Quand Audrey Merilus entre en scène, la passation est impressionnante. Dans la lumière diffuse, puis stroboscopique, on dirait deux êtres féériques, la grande silhouette et la petite danseuse plutôt ronde, presque marionnette, dans un bref duo émouvant par sa bizarrerie. La lumière en plus s’empare du rythme de la musique et envoie les deux silhouettes dans un ailleurs merveilleux.

Audrey Merilus derrière Adeline Kerry Cruz. Photo César Vayssié

Et puis c’est Silent Legacy. Audrey s’empare de la scène, la grande scène de la salle Touchard aux coulisses enlevées. Un décor lumineux magnifique mais austère lui laisse un espace immense, une sorte d’écran de cinémascope qu’elle remplit avec une énergie non retenue. Il faut dire que la musique est elle aussi rythmée comme un cœur qui bat, et qui bat fort. Chloé Thévenin, la compositrice de la bande son, reprend le principe du disco, une variation mélodique sur un battement immuable et prégnant. Audrey rajoute ses propres sons, celui de ses efforts, celui de son souffle et de son enthousiasme. Heureusement, elle rajoute ainsi du vécu, de l’humain. Sa prestation magnifique a tout de même quelque chose de froid. Elle colle à la musique, et ses gestes de danseuse, souvent répétés, font comme un discours qui peu à peu s’installe sur la scène, un discours de danse, un discours corporel.

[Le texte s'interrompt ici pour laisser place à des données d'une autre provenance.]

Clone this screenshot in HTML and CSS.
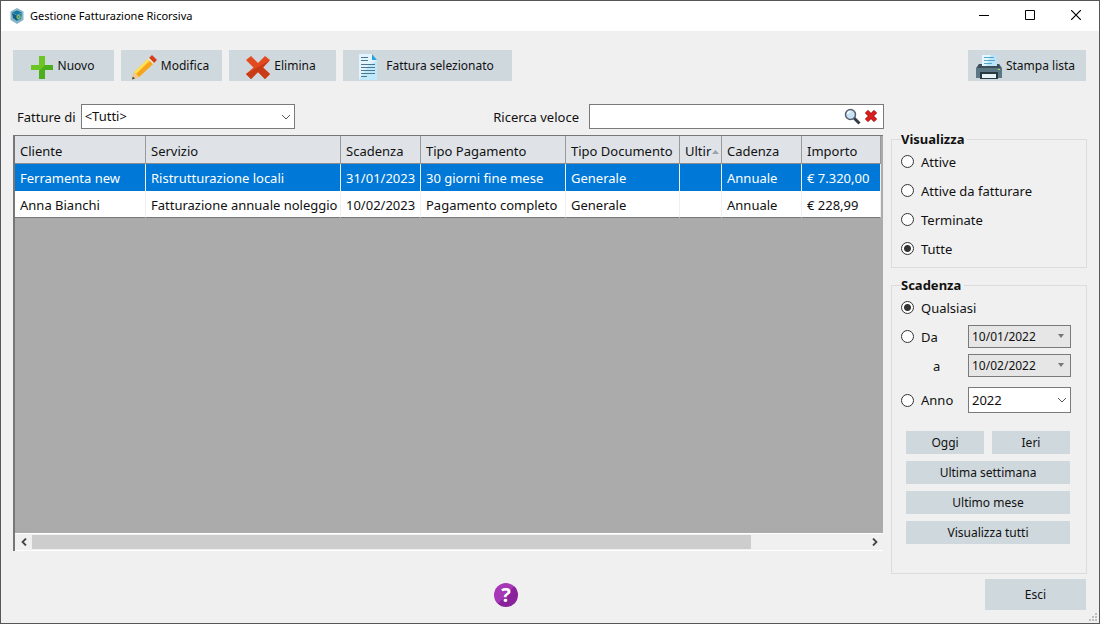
FILE: index.html
```html
<!DOCTYPE html>
<html lang="it">
<head>
<meta charset="utf-8">
<title>Gestione Fatturazione Ricorsiva</title>
<link rel="stylesheet" href="styles.css">
</head>
<body>
<div class="window">
  <header class="titlebar">
    <svg class="app-icon" width="16" height="16" viewBox="0 0 16 16" aria-hidden="true">
      <path d="M8 0 14.500 3.500V12L8 16 1.500 12V3.500Z" fill="#8ab5c9"/>
      <path d="M8 2.500 13 4.500 8 7 3 4.500Z" fill="#16779f"/>
      <path d="M3 5 8 7.500V13L4 10Z" fill="#0e5d83"/>
      <path d="M13 5 8 7.500V13L12 11Z" fill="#238aa6"/>
      <circle cx="9.500" cy="9" r="1.500" fill="none" stroke="#a9bd58" stroke-width="1.200"/>
    </svg>
    <h1 class="title">Gestione Fatturazione Ricorsiva</h1>
    <div class="caption-buttons">
      <button class="caption" aria-label="Riduci a icona"><svg width="10" height="10" viewBox="0 0 10 10"><path d="M0 5.500H10" stroke="#000"/></svg></button>
      <button class="caption" aria-label="Ingrandisci"><svg width="10" height="10" viewBox="0 0 10 10"><path d="M.5.500H9.500V9.500H.5Z" stroke="#000" fill="none"/></svg></button>
      <button class="caption" aria-label="Chiudi"><svg width="10" height="10" viewBox="0 0 10 10"><path d="M0 0 10 10M10 0 0 10" stroke="#000" stroke-width="1.200"/></svg></button>
    </div>
  </header>

  <main class="content">
    <div class="toolbar">
      <button class="btn tool">
        <svg width="24" height="24" viewBox="0 0 24 24" aria-hidden="true"><path d="M9 1H15V10H23V15H15V24H9V15H1V10H9Z" fill="#6cc524"/><path d="M15 10H23V15H15V24H9V16Z" fill="#4cae1d"/></svg>
        Nuovo
      </button>
      <button class="btn tool">
        <svg width="26" height="26" viewBox="0 0 26 26" aria-hidden="true"><path d="M3 18 18 4 23 9 8 23 1 25.500Z" fill="#fcc51e"/><path d="M5 20 20 6 23 9 8 23Z" fill="#f5a41b"/><path d="M3 18 18 4 19.500 5.500 5 20Z" fill="#ffe05b"/><path d="M3 18 8 23 1 25.500Z" fill="#f0c98c"/><path d="M1.800 22.500 4 24.500 1 25.500Z" fill="#444"/><path d="M18 4 21 1 26 6 23 9Z" fill="#d43d1d"/><path d="M17 5 18 4 23 9 22 10Z" fill="#e9eef0"/></svg>
        Modifica
      </button>
      <button class="btn tool">
        <svg width="24" height="24" viewBox="0 0 24 24" aria-hidden="true"><path d="M5 1 12 8 19 1 24 5 17 12.500 24 19 19 24 12 17 5 24 0 19 7.500 12.500 0 5Z" fill="#e34a20"/><path d="M24 5 17 12.500 24 19 19 24 12 17 5 24 0 19Z" fill="#c93a17"/></svg>
        Elimina
      </button>
      <button class="btn tool tool-wide">
        <svg width="20" height="26" viewBox="0 0 20 26" aria-hidden="true"><path d="M1 0H14L19 6V26H1Z" fill="#e2f5ff"/><path d="M10 12 19 6V26H1Z" fill="#bfe8fb"/><path d="M14 0 19 6H14Z" fill="#29a3df"/><path d="M3 3.500H10M3 6.500H10M3 10.500H17M3 13.500H17M3 16.500H17M3 19.500H17M3 22.500H9" stroke="#4b7890"/></svg>
        Fattura selezionato
      </button>
      <button class="btn tool tool-end">
        <svg width="26" height="24" viewBox="0 0 26 24" aria-hidden="true"><path d="M3 9H23L26 13V23H0V13Z" fill="#5b7685"/><path d="M3 9H23L25 13H1Z" fill="#3c4e57"/><path d="M6 0H21V11H6Z" fill="#e4f6ff"/><path d="M15 0H21V11H10Z" fill="#bae5f9"/><path d="M8 2.500H18M8 5.500H19M8 8.500H16" stroke="#57a6ca"/><path d="M4 17H22V24H4Z" fill="#263940"/><path d="M6 19H20V23H6Z" fill="#e8f3f8"/><path d="M22 14.500H24" stroke="#b6df45"/></svg>
        Stampa lista
      </button>
    </div>

    <div class="columns">
      <section class="list">
        <div class="filters">
          <label for="fatture">Fatture di</label>
          <div class="combo combo-tutti">
            <select id="fatture"><option>&lt;Tutti&gt;</option></select>
            <svg width="10" height="6" viewBox="0 0 10 6" aria-hidden="true"><path d="M1 1 5 5 9 1" fill="none" stroke="#555"/></svg>
          </div>
          <label class="search-label" for="ricerca">Ricerca veloce</label>
          <div class="search">
            <input id="ricerca" type="text">
            <button class="icon-btn" aria-label="Cerca"><svg width="17" height="17" viewBox="0 0 17 17"><path d="M10 10 15.500 15.500" stroke="#333b49" stroke-width="3"/><circle cx="6.500" cy="6.500" r="5" fill="#c9e2f7" stroke="#56606e" stroke-width="1.500"/><path d="M3.500 6A3 3 0 0 1 6.500 3.500" stroke="#fff" fill="none" stroke-width="1.500"/></svg></button>
            <button class="icon-btn" aria-label="Cancella"><svg width="14" height="14" viewBox="0 0 14 14"><path d="M2.500 2.500 11.500 11.500M11.500 2.500 2.500 11.500" stroke="#a51212" stroke-width="4.500"/><path d="M2.500 2.500 11.500 11.500M11.500 2.500 2.500 11.500" stroke="#dc2020" stroke-width="2.800"/></svg></button>
          </div>
        </div>

        <div class="grid">
          <table class="table">
            <colgroup><col class="c-cliente"><col class="c-servizio"><col class="c-scad"><col class="c-pag"><col class="c-doc"><col class="c-ult"><col class="c-cad"><col class="c-imp"></colgroup>
            <thead>
              <tr><th>Cliente</th><th>Servizio</th><th>Scadenza</th><th>Tipo Pagamento</th><th>Tipo Documento</th><th class="sorted">Ultir<svg width="7" height="4" viewBox="0 0 7 4" aria-hidden="true"><path d="M0 4 3.500 0 7 4Z" fill="#9aa3ab"/></svg></th><th>Cadenza</th><th>Importo</th></tr>
            </thead>
            <tbody>
              <tr class="selected"><td>Ferramenta new</td><td>Ristrutturazione locali</td><td>31/01/2023</td><td>30 giorni fine mese</td><td>Generale</td><td></td><td>Annuale</td><td>€ 7.320,00</td></tr>
              <tr><td>Anna Bianchi</td><td>Fatturazione annuale noleggio</td><td>10/02/2023</td><td>Pagamento completo</td><td>Generale</td><td></td><td>Annuale</td><td>€ 228,99</td></tr>
            </tbody>
          </table>
          <div class="scrollbar">
            <button class="arrow" aria-label="Scorri a sinistra"><svg width="6" height="8" viewBox="0 0 6 8"><path d="M5 .5 1.500 4 5 7.500" fill="none" stroke="#444" stroke-width="1.800"/></svg></button>
            <div class="track"><div class="thumb"></div></div>
            <button class="arrow" aria-label="Scorri a destra"><svg width="6" height="8" viewBox="0 0 6 8"><path d="M1 .5 4.500 4 1 7.500" fill="none" stroke="#444" stroke-width="1.800"/></svg></button>
          </div>
        </div>
      </section>

      <aside class="side">
        <fieldset class="group">
          <legend>Visualizza</legend>
          <label class="radio"><input type="radio" name="vis">Attive</label>
          <label class="radio"><input type="radio" name="vis">Attive da fatturare</label>
          <label class="radio"><input type="radio" name="vis">Terminate</label>
          <label class="radio"><input type="radio" name="vis" checked>Tutte</label>
        </fieldset>

        <fieldset class="group group-due">
          <legend>Scadenza</legend>
          <label class="radio"><input type="radio" name="scad" checked>Qualsiasi</label>
          <div class="line">
            <label class="radio"><input type="radio" name="scad">Da</label>
            <div class="combo date">
              <input type="text" value="10/01/2022" aria-label="Data iniziale" disabled>
              <svg width="6" height="4" viewBox="0 0 6 4" aria-hidden="true"><path d="M0 0H6L3 4Z" fill="#777"/></svg>
            </div>
          </div>
          <div class="line">
            <label class="to" for="data-fine">a</label>
            <div class="combo date">
              <input id="data-fine" type="text" value="10/02/2022" disabled>
              <svg width="6" height="4" viewBox="0 0 6 4" aria-hidden="true"><path d="M0 0H6L3 4Z" fill="#777"/></svg>
            </div>
          </div>
          <div class="line line-year">
            <label class="radio"><input type="radio" name="scad">Anno</label>
            <div class="combo year">
              <select aria-label="Anno"><option>2022</option></select>
              <svg width="10" height="6" viewBox="0 0 10 6" aria-hidden="true"><path d="M1 1 5 5 9 1" fill="none" stroke="#555"/></svg>
            </div>
          </div>
          <div class="presets">
            <button class="btn">Oggi</button>
            <button class="btn">Ieri</button>
            <button class="btn full">Ultima settimana</button>
            <button class="btn full">Ultimo mese</button>
            <button class="btn full">Visualizza tutti</button>
          </div>
        </fieldset>
      </aside>
    </div>

    <footer class="footer">
      <button class="help" aria-label="Guida">?</button>
      <button class="btn exit">Esci</button>
    </footer>
  </main>
  <svg class="grip" width="9" height="9" viewBox="0 0 9 9" aria-hidden="true"><path d="M6 0H8V2H6ZM3 3H5V5H3ZM6 3H8V5H6ZM0 6H2V8H0ZM3 6H5V8H3ZM6 6H8V8H6Z" fill="#bdbdbd"/></svg>
</div>
</body>
</html>
```

FILE: styles.css
```css
* { box-sizing: border-box; }

body {
  margin: 0;
  font: 13px/18px "Noto Sans", "Open Sans", sans-serif;
  color: #111;
}

button, input, select { font: inherit; color: inherit; }
button { padding: 0; border: 0; background: none; }
svg { display: block; flex: none; }

.window {
  position: relative;
  display: flex;
  flex-direction: column;
  min-height: 100vh;
  border: 1px solid #55565a;
  background: #f0f0f0;
}

.titlebar {
  display: flex;
  align-items: center;
  height: 30px;
  padding-left: 8px;
  background: #fff;
}
.title { margin: 0 0 0 5px; font-size: 11px; font-weight: 400; color: #000; }
.caption-buttons { display: flex; margin-left: auto; padding-bottom: 2px; }
.caption { display: flex; justify-content: center; align-items: center; width: 46px; height: 28px; }

.content {
  display: flex;
  flex: 1;
  flex-direction: column;
  padding: 19px 12px 13px;
}

.btn { background: #cfd8dd; font-size: 12px; text-align: center; }

.toolbar { display: flex; gap: 7px; }
.tool {
  display: flex;
  justify-content: center;
  align-items: center;
  gap: 4px;
  min-width: 101px;
  height: 31px;
  padding: 0 10px 0 7px;
}
.tool svg { margin-top: 3px; }
.tool:nth-child(3) { min-width: 107px; }
.tool-wide { min-width: 169px; gap: 8px; }
.tool-end { min-width: 118px; margin: 0 1px 0 auto; }

.columns { display: flex; flex: 1; gap: 7px; padding-top: 23px; }
.list { display: flex; flex: 1; flex-direction: column; min-width: 0; }

.filters { display: flex; align-items: center; height: 25px; padding-left: 4px; }
.search-label { margin-left: auto; }

.combo { position: relative; border: 1px solid #7a7a7a; background: #fff; }
.combo select, .combo input {
  display: block;
  width: 100%;
  height: 100%;
  padding: 0 20px 1px 3px;
  border: 0;
  background: transparent;
  color: #111;
  appearance: none;
}
.combo svg { position: absolute; top: 50%; right: 3px; margin-top: -3px; pointer-events: none; }
.combo-tutti { width: 214px; height: 25px; margin-left: 5px; }

.search {
  display: flex;
  align-items: center;
  gap: 3px;
  width: 295px;
  height: 25px;
  margin-left: 10px;
  padding: 0 5px 1px 0;
  border: 1px solid #7a7a7a;
  background: #fff;
}
.search input { flex: 1; min-width: 0; height: 100%; border: 0; background: transparent; }

.grid {
  display: flex;
  flex: 1;
  flex-direction: column;
  margin: 6px 1px 23px 0;
  border: solid #777;
  border-width: 1px 0 0 2px;
  background: #ababab;
  overflow: hidden;
}
.table { width: 866px; table-layout: fixed; border-collapse: separate; border-spacing: 0; }
.c-cliente { width: 131px; }
.c-servizio { width: 195px; }
.c-scad { width: 80px; }
.c-pag { width: 145px; }
.c-doc { width: 114px; }
.c-ult { width: 42px; }
.c-cad { width: 80px; }
.c-imp { width: 79px; }
.table th, .table td {
  height: 27px;
  padding: 1px 0 0 5px;
  border-right: 1px solid #f0f0f0;
  background: #fff;
  font-weight: 400;
  text-align: left;
  white-space: nowrap;
}
.table th { height: 28px; padding-top: 2px; border-right-color: #999; border-bottom: 1px solid #8c8c8c; background: #dfe3e8; }
.table .selected td { background: #0078d7; color: #fff; }
.table tbody tr:last-child td { border-bottom: 1px solid #777; }
.sorted svg { display: inline-block; margin-left: 1px; vertical-align: middle; }

.scrollbar { display: flex; height: 18px; margin-top: auto; padding: 1px 0; background: #f0f0f0; border-top: 1px solid #fff; border-bottom: 1px solid #fff; }
.arrow { display: flex; justify-content: center; align-items: center; width: 17px; }
.track { flex: 1; }
.thumb { width: 86.2%; height: 100%; background: #cdcdcd; }

.side { width: 196px; padding-top: 26px; }
.group {
  min-width: 0;
  margin: 0;
  padding: 0 15px 4px 9px;
  border: 1px solid #dcdcdc;
}
.group legend { padding: 0 3px 0 0; margin-bottom: -1px; font-weight: 700; }

.radio { display: flex; align-items: center; gap: 7px; height: 29px; }
.radio input {
  width: 13px;
  height: 13px;
  margin: 0;
  border: 1px solid #333;
  border-radius: 50%;
  background: #fff;
  appearance: none;
}
.radio input:checked { background: radial-gradient(circle, #333 3px, #fff 4px); }

.group-due { margin-top: 8px; padding-bottom: 29px; }
.line { display: flex; justify-content: space-between; align-items: center; height: 29px; }
.line-year { height: 40px; }
.to { margin-left: 32px; }
.date { width: 103px; height: 23px; background: #e6e6e6; font-size: 12px; }
.date svg { right: 6px; }
.year { width: 103px; height: 26px; }

.presets { display: grid; grid-template-columns: 1fr 1fr; gap: 7px 8px; padding: 11px 1px 0 5px; }
.presets .btn { height: 23px; }
.full { grid-column: span 2; }

.footer {
  display: flex;
  align-items: center;
  justify-content: space-between;
  margin-top: 5px;
  padding: 0 1px 0 14px;
}
.help {
  width: 24px;
  height: 24px;
  margin: 0 auto;
  border-radius: 50%;
  background: linear-gradient(135deg, #a637b5 50%, #8a229b 50%);
  color: #fff;
  font-size: 20px;
  font-weight: 700;
  line-height: 24px;
}
.exit { width: 101px; height: 31px; }
.grip { position: absolute; right: 1px; bottom: 1px; }
```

C’est magnifique, quand elle traverse la scène en sautant légèrement, presque joyeusement. Ou quand elle s’arrête soudain, en position de coureur prêt à prendre le départ d’une course. D’ailleurs il y a quelque chose, dans sa danse, de la solitude d’une coureuse de fond. Parce qu’au delà de la beauté esthétique, de la justesse des gestes et de l’énergie partagée avec la musique, on ne sait pas vraiment si elle exprime quelque chose. Si elle communique, si elle dialogue avec nous. C’est franchement très beau, mais très froid. D’ailleurs à un moment, la lumière devient la seule danseuse sur scène, et la beauté est toujours là, avec toujours la même énergie.

Une distance émotionnelle

La danse contemporaine a connu de nombreuses recherches, des explorations brillantes qui ont fait avancer ce mode d’expression à une vitesse incroyable. Silent Legacy en est l’héritière, peut être d’ailleurs comme le nom du spectacle l’indique. Mais il est étonnant que ce travail important et très au point ne se tourne à aucun moment vers une émotion créée par le corps dansant, vers une possibilité de communication par la sensibilité. La musique elle non plus n’est pas franchement romantique. C’est aussi cela, peut être, l’héritage du XXe siècle, une distance qui s’est installée progressivement et qu’on retrouve très souvent aujourd’hui.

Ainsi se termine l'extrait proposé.